Exercise requirements. The records below are to be copied word for word, with every picture left out.

◇ ◇ ◇ ◇ ◇ ◇ ◇

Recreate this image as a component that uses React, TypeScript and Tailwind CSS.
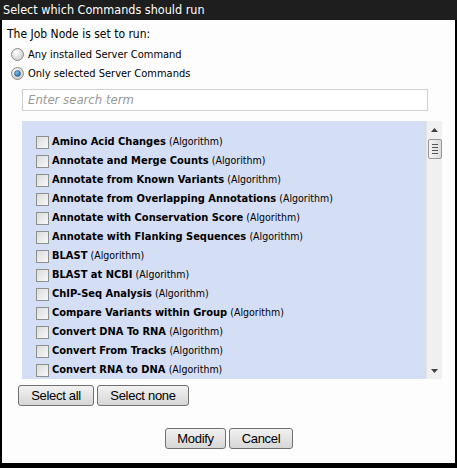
import React from 'react';

const commands = [
  'Amino Acid Changes',
  'Annotate and Merge Counts',
  'Annotate from Known Variants',
  'Annotate from Overlapping Annotations',
  'Annotate with Conservation Score',
  'Annotate with Flanking Sequences',
  'BLAST',
  'BLAST at NCBI',
  'ChIP-Seq Analysis',
  'Compare Variants within Group',
  'Convert DNA To RNA',
  'Convert From Tracks',
  'Convert RNA to DNA',
];

const uiFont = { fontFamily: '"DejaVu Sans Condensed", "DejaVu Sans", sans-serif' };
const btnFont = { fontFamily: '"Liberation Sans", Arial, sans-serif' };

function Radio({ checked }: { checked?: boolean }) {
  return (
    <svg width="13" height="13" viewBox="0 0 13 13" className="shrink-0">
      <defs>
        <radialGradient id={checked ? 'rg1' : 'rg0'} cx="0.4" cy="0.35" r="0.7">
          <stop offset="0" stopColor="#ffffff" />
          <stop offset="1" stopColor="#c9c9c9" />
        </radialGradient>
        <radialGradient id="dot" cx="0.4" cy="0.35" r="0.7">
          <stop offset="0" stopColor="#7fc3f0" />
          <stop offset="1" stopColor="#1c5f9e" />
        </radialGradient>
      </defs>
      <circle cx="6.5" cy="6.5" r="6" fill={`url(#${checked ? 'rg1' : 'rg0'})`} stroke="#8c8c8c" strokeWidth="1" />
      {checked && <circle cx="6.5" cy="6.5" r="3" fill="url(#dot)" stroke="#2d5d8a" strokeWidth="0.6" />}
    </svg>
  );
}

function Checkbox() {
  return (
    <div className="w-[13px] h-[13px] shrink-0 border border-[#8e8f8f] bg-gradient-to-br from-[#dcdcdc] to-[#f8f8f8]" />
  );
}

function Button({ label, width }: { label: string; width: string }) {
  return (
    <button
      className={`${width} h-[21px] rounded-[3px] border border-[#707070] bg-gradient-to-b from-[#f2f2f2] to-[#d6d6d6] text-[13px] tracking-[-0.3px] text-black leading-none`}
      style={btnFont}
    >
      {label}
    </button>
  );
}

function Scrollbar() {
  return (
    <div className="w-[16px] shrink-0 flex flex-col items-center bg-[#f0f0f0] border-l border-[#e3e3e3]">
      <div className="h-[17px] flex items-center justify-center">
        <svg width="7" height="4" viewBox="0 0 7 4">
          <path d="M3.5 0 L7 4 L0 4 Z" fill="#404040" />
        </svg>
      </div>
      <div className="w-[14px] h-[20px] mt-[1px] rounded-[2px] border border-[#979797] bg-gradient-to-r from-[#f4f4f4] to-[#dcdcdc] flex flex-col items-center justify-center gap-[2px]">
        <div className="w-[6px] h-[1px] bg-[#555]" />
        <div className="w-[6px] h-[1px] bg-[#555]" />
        <div className="w-[6px] h-[1px] bg-[#555]" />
        <div className="w-[6px] h-[1px] bg-[#555]" />
      </div>
      <div className="flex-1" />
      <div className="h-[17px] flex items-center justify-center">
        <svg width="7" height="4" viewBox="0 0 7 4">
          <path d="M0 0 L7 0 L3.5 4 Z" fill="#404040" />
        </svg>
      </div>
    </div>
  );
}

export default function App() {
  return (
    <div className="w-[457px] h-[468px] bg-black flex flex-col" style={uiFont}>
      <div className="h-[20px] shrink-0 bg-[#1e1e1e] text-white text-[12.5px] leading-[20px] pl-[3px]">
        Select which Commands should run
      </div>
      <div className="flex-1 mx-[2px] mb-[5px] bg-[#fdfdfd] flex flex-col text-[12px] text-black">
        <div className="pl-[5px] pt-[7px] leading-[14px]">The Job Node is set to run:</div>
        <div className="mt-[7px] pl-[9px] flex flex-col gap-[6px] text-[11px]">
          <label className="flex items-center gap-[4px] leading-[13px]">
            <Radio />
            <span>Any installed Server Command</span>
          </label>
          <label className="flex items-center gap-[4px] leading-[13px]">
            <Radio checked />
            <span>Only selected Server Commands</span>
          </label>
        </div>
        <div className="mt-[9px] ml-[20px] w-[406px] h-[22px] border border-[#cfcfcf] bg-white flex items-center px-[5px]">
          <span className="italic text-[#999] text-[13px]">Enter search term</span>
        </div>
        <div className="mt-[10px] ml-[20px] w-[420px] h-[258px] flex overflow-hidden">
          <div className="flex-1 bg-[#d4def5] pt-[12px] pl-[14px] flex flex-col overflow-hidden">
            {commands.map((c) => (
              <div key={c} className="h-[19px] shrink-0 flex items-center gap-[3px] text-[11px]">
                <Checkbox />
                <span>
                  <b className="font-bold">{c}</b> <span className="text-[10.5px]">(Algorithm)</span>
                </span>
              </div>
            ))}
          </div>
          <Scrollbar />
        </div>
        <div className="mt-[6px] ml-[16px] flex gap-[3px]">
          <Button label="Select all" width="w-[76px]" />
          <Button label="Select none" width="w-[92px]" />
        </div>
        <div className="mt-[22px] ml-[163px] flex gap-[3px]">
          <Button label="Modify" width="w-[61px]" />
          <Button label="Cancel" width="w-[64px]" />
        </div>
      </div>
    </div>
  );
}
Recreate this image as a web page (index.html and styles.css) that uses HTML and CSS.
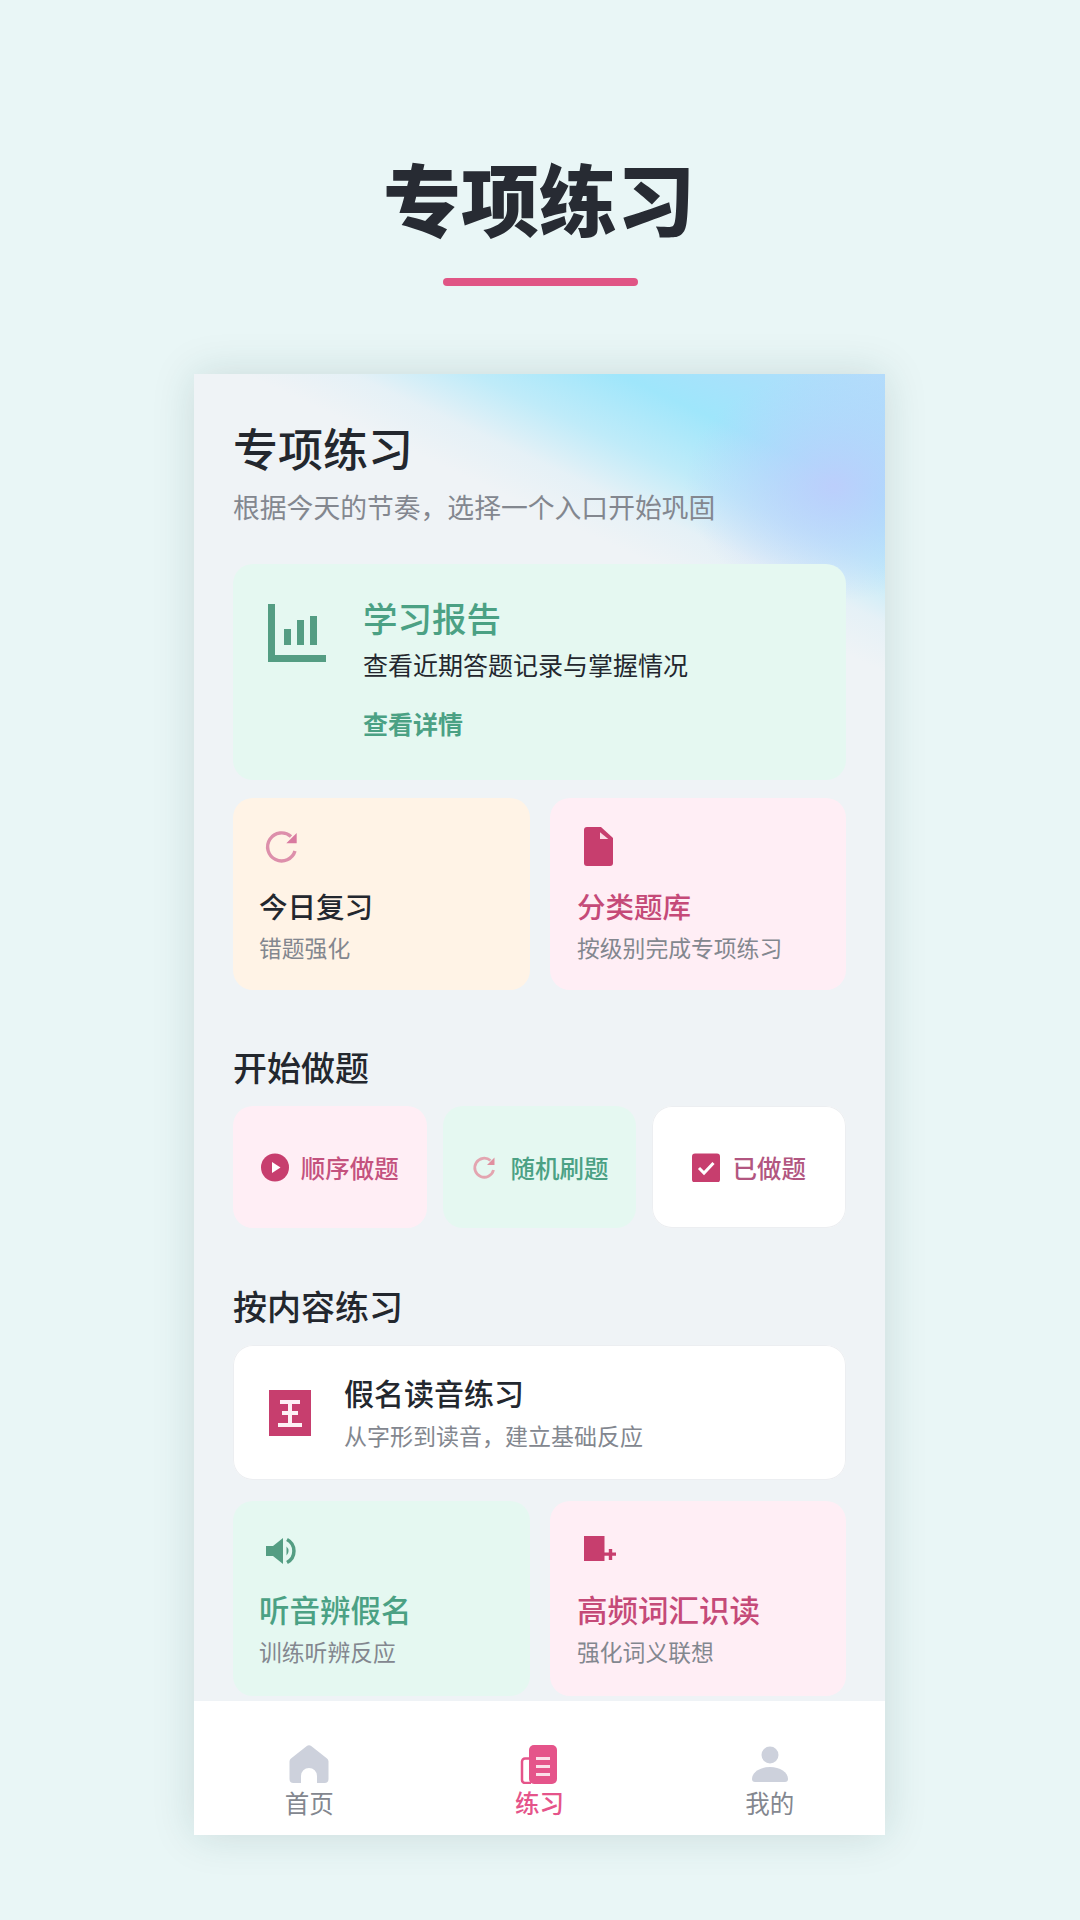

◇ ◇ ◇ ◇ ◇ ◇ ◇

Written response.
Recreate this image as a component that uses React, TypeScript and Tailwind CSS.
import React from 'react';

const commands = [
  'Amino Acid Changes',
  'Annotate and Merge Counts',
  'Annotate from Known Variants',
  'Annotate from Overlapping Annotations',
  'Annotate with Conservation Score',
  'Annotate with Flanking Sequences',
  'BLAST',
  'BLAST at NCBI',
  'ChIP-Seq Analysis',
  'Compare Variants within Group',
  'Convert DNA To RNA',
  'Convert From Tracks',
  'Convert RNA to DNA',
];

const uiFont = { fontFamily: '"DejaVu Sans Condensed", "DejaVu Sans", sans-serif' };
const btnFont = { fontFamily: '"Liberation Sans", Arial, sans-serif' };

function Radio({ checked }: { checked?: boolean }) {
  return (
    <svg width="13" height="13" viewBox="0 0 13 13" className="shrink-0">
      <defs>
        <radialGradient id={checked ? 'rg1' : 'rg0'} cx="0.4" cy="0.35" r="0.7">
          <stop offset="0" stopColor="#ffffff" />
          <stop offset="1" stopColor="#c9c9c9" />
        </radialGradient>
        <radialGradient id="dot" cx="0.4" cy="0.35" r="0.7">
          <stop offset="0" stopColor="#7fc3f0" />
          <stop offset="1" stopColor="#1c5f9e" />
        </radialGradient>
      </defs>
      <circle cx="6.5" cy="6.5" r="6" fill={`url(#${checked ? 'rg1' : 'rg0'})`} stroke="#8c8c8c" strokeWidth="1" />
      {checked && <circle cx="6.5" cy="6.5" r="3" fill="url(#dot)" stroke="#2d5d8a" strokeWidth="0.6" />}
    </svg>
  );
}

function Checkbox() {
  return (
    <div className="w-[13px] h-[13px] shrink-0 border border-[#8e8f8f] bg-gradient-to-br from-[#dcdcdc] to-[#f8f8f8]" />
  );
}

function Button({ label, width }: { label: string; width: string }) {
  return (
    <button
      className={`${width} h-[21px] rounded-[3px] border border-[#707070] bg-gradient-to-b from-[#f2f2f2] to-[#d6d6d6] text-[13px] tracking-[-0.3px] text-black leading-none`}
      style={btnFont}
    >
      {label}
    </button>
  );
}

function Scrollbar() {
  return (
    <div className="w-[16px] shrink-0 flex flex-col items-center bg-[#f0f0f0] border-l border-[#e3e3e3]">
      <div className="h-[17px] flex items-center justify-center">
        <svg width="7" height="4" viewBox="0 0 7 4">
          <path d="M3.5 0 L7 4 L0 4 Z" fill="#404040" />
        </svg>
      </div>
      <div className="w-[14px] h-[20px] mt-[1px] rounded-[2px] border border-[#979797] bg-gradient-to-r from-[#f4f4f4] to-[#dcdcdc] flex flex-col items-center justify-center gap-[2px]">
        <div className="w-[6px] h-[1px] bg-[#555]" />
        <div className="w-[6px] h-[1px] bg-[#555]" />
        <div className="w-[6px] h-[1px] bg-[#555]" />
        <div className="w-[6px] h-[1px] bg-[#555]" />
      </div>
      <div className="flex-1" />
      <div className="h-[17px] flex items-center justify-center">
        <svg width="7" height="4" viewBox="0 0 7 4">
          <path d="M0 0 L7 0 L3.5 4 Z" fill="#404040" />
        </svg>
      </div>
    </div>
  );
}

export default function App() {
  return (
    <div className="w-[457px] h-[468px] bg-black flex flex-col" style={uiFont}>
      <div className="h-[20px] shrink-0 bg-[#1e1e1e] text-white text-[12.5px] leading-[20px] pl-[3px]">
        Select which Commands should run
      </div>
      <div className="flex-1 mx-[2px] mb-[5px] bg-[#fdfdfd] flex flex-col text-[12px] text-black">
        <div className="pl-[5px] pt-[7px] leading-[14px]">The Job Node is set to run:</div>
        <div className="mt-[7px] pl-[9px] flex flex-col gap-[6px] text-[11px]">
          <label className="flex items-center gap-[4px] leading-[13px]">
            <Radio />
            <span>Any installed Server Command</span>
          </label>
          <label className="flex items-center gap-[4px] leading-[13px]">
            <Radio checked />
            <span>Only selected Server Commands</span>
          </label>
        </div>
        <div className="mt-[9px] ml-[20px] w-[406px] h-[22px] border border-[#cfcfcf] bg-white flex items-center px-[5px]">
          <span className="italic text-[#999] text-[13px]">Enter search term</span>
        </div>
        <div className="mt-[10px] ml-[20px] w-[420px] h-[258px] flex overflow-hidden">
          <div className="flex-1 bg-[#d4def5] pt-[12px] pl-[14px] flex flex-col overflow-hidden">
            {commands.map((c) => (
              <div key={c} className="h-[19px] shrink-0 flex items-center gap-[3px] text-[11px]">
                <Checkbox />
                <span>
                  <b className="font-bold">{c}</b> <span className="text-[10.5px]">(Algorithm)</span>
                </span>
              </div>
            ))}
          </div>
          <Scrollbar />
        </div>
        <div className="mt-[6px] ml-[16px] flex gap-[3px]">
          <Button label="Select all" width="w-[76px]" />
          <Button label="Select none" width="w-[92px]" />
        </div>
        <div className="mt-[22px] ml-[163px] flex gap-[3px]">
          <Button label="Modify" width="w-[61px]" />
          <Button label="Cancel" width="w-[64px]" />
        </div>
      </div>
    </div>
  );
}
Recreate this image as a web page (index.html and styles.css) that uses HTML and CSS.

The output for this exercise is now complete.